In 1982 a traveling exhibit honoring the 25th anniversary of Castelli Gallery visited the La Jolla Museum of Contemporary Art. The Museum of Art, Fort Lauderdale, showed "Three Decades of Exploration: Homage to Leo Castelli", an exhibit of more than 30 works by artists discovered, shown and encouraged by Castelli in 1987. That same year, the Butler Institute of American Art presented "Leo Castelli: a tribute exhibition". In 1996, Gagosian Gallery mounted the exhibition "Leo Castelli: An Exhibition in Honor of His Gallery and Artists" in Beverly Hills.

==Legacy==
Many artists have enshrined Castelli in their works. Elaine de Kooning and Richard Artschwager painted his portrait, Warhol made a silkscreen of him in a jacket and tie. Frank Stella named a work after him, in 1992 he posed for the French artist Klaus Guingand who immortalized his shadow, and a sculpture by Robert Morris, Leo, places a brain at the center of a target. In 1999, on the occasion of Castelli's death, Time published a eulogy by James Rosenquist.

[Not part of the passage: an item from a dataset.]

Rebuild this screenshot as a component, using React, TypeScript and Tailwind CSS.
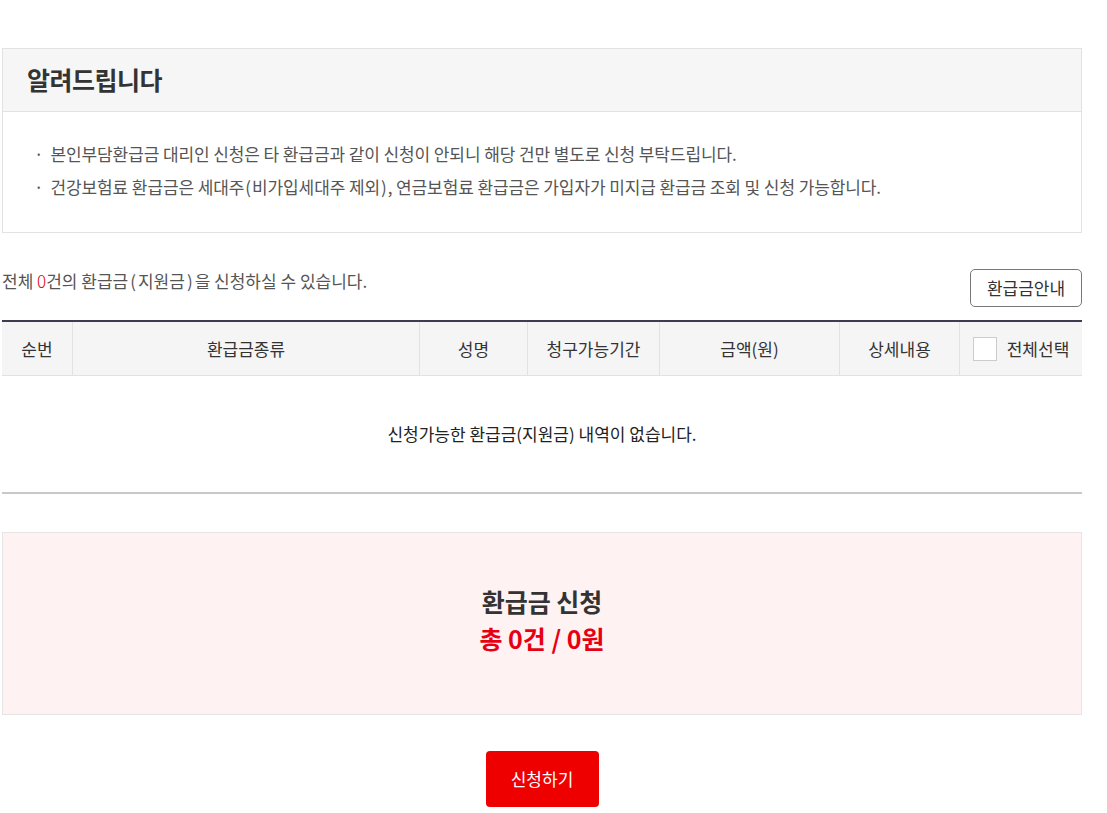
import React from "react";

const cols = [
  { label: "순번", w: "w-[71px]" },
  { label: "환급금종류", w: "w-[347px]" },
  { label: "성명", w: "w-[108px]" },
  { label: "청구가능기간", w: "w-[132px]" },
  { label: "금액(원)", w: "w-[180px]" },
  { label: "상세내용", w: "w-[120px]" },
];

export default function App() {
  return (
    <div
      className="min-h-screen bg-white px-[2px] pt-[48px] text-[#333]"
      style={{ fontFamily: '"Noto Sans CJK KR", "Noto Sans", sans-serif' }}
    >
      <div className="w-[1080px]">
        {/* 알려드립니다 */}
        <div className="border border-[#e2e2e2]">
          <div className="flex h-[63px] items-center border-b border-[#e2e2e2] bg-[#f6f6f6] px-[24px]">
            <h2 className="text-[25px] font-bold tracking-[-0.5px] text-[#333]">알려드립니다</h2>
          </div>
          <ul className="flex flex-col gap-[10px] px-[31px] pt-[30px] pb-[34px] text-[17px] leading-[23px] tracking-[-0.1px] text-[#555]">
            <li className="flex gap-[7px]">
              <span>·</span>
              <span>본인부담환급금 대리인 신청은 타 환급금과 같이 신청이 안되니 해당 건만 별도로 신청 부탁드립니다.</span>
            </li>
            <li className="flex gap-[7px]">
              <span>·</span>
              <span>
                건강보험료 환급금은 세대주<span className="mx-[1px]">(</span>비가입세대주 제외<span className="mx-[1px]">)</span>, 연금보험료 환급금은 가입자가 미지급 환급금 조회 및 신청 가능합니다.
              </span>
            </li>
          </ul>
        </div>

        {/* 안내 + 버튼 */}
        <div className="mt-[33px] flex items-start justify-between">
          <p className="pt-[2px] text-[17px] leading-[26px] text-[#555]">
            전체 <span className="font-light text-[#e60012]">0</span>건의 환급금<span className="mx-[2px]">(</span>지원금<span className="mx-[2px]">)</span>을 신청하실 수 있습니다.
          </p>
          <button className="mt-[3px] h-[38px] w-[112px] rounded-[5px] border border-[#777] bg-white text-[17px] text-[#333]">
            환급금안내
          </button>
        </div>

        {/* 테이블 */}
        <div className="mt-[13px] border-t-2 border-[#3d3d4f]">
          <div className="flex h-[54px] border-b border-[#e2e2e2] bg-[#f5f5f5] text-[17px] text-[#333]">
            {cols.map((c) => (
              <div
                key={c.label}
                className={`${c.w} flex items-center justify-center border-r border-[#e2e2e2]`}
              >
                {c.label}
              </div>
            ))}
            <div className="flex flex-1 items-center justify-center gap-[10px]">
              <span className="h-[24px] w-[24px] border border-[#ccc] bg-white" />
              <span>전체선택</span>
            </div>
          </div>
          <div className="flex h-[118px] items-center justify-center border-b-2 border-[#c8c8c8] text-[17px] text-[#222]">
            신청가능한 환급금(지원금) 내역이 없습니다.
          </div>
        </div>

        {/* 신청 합계 */}
        <div className="mt-[38px] flex h-[183px] flex-col items-center justify-center border border-[#e5e5e5] bg-[#fff2f2] pb-[7px]">
          <p className="text-[25px] font-bold leading-[37px] text-[#333]">환급금 신청</p>
          <p className="text-[25px] font-bold leading-[37px] text-[#e60012]">총 0건 / 0원</p>
        </div>

        <div className="mt-[36px] flex justify-center pb-[6px]">
          <button className="h-[56px] w-[113px] rounded-[4px] bg-[#ee0000] text-[17px] text-white">
            신청하기
          </button>
        </div>
      </div>
    </div>
  );
}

In 1988, when there were no tax deductions for gifts to museums, Castelli gave one of the icons of postwar American art, Robert Rauschenberg's Bed (1955) to the Museum of Modern Art. In 1992, amid rumors that Castelli was negotiating to sell his archives to the Getty Center in Los Angeles, his collection was said to be worth some $2 million. In October 2007, Castelli's heirs – his widow, Barbara Bertozzi Castelli, and his two children, Jean-Christophe Castelli and Nina Castelli Sundell – announced the donation of the gallery's archives from 1957 through 1999 to the Smithsonian Institution's Archives of American Art. Castelli had been interviewed for the archive's oral-history project in 1969, 1973 and 1997.

The Leo Castelli Gallery continues to operate at 18 East 77th Street in New York under the direction of his wife showing many of the same artists from the gallery's past. The Leo Award, presented annually by the Independent Curators International (ICI), is named after the late Castelli.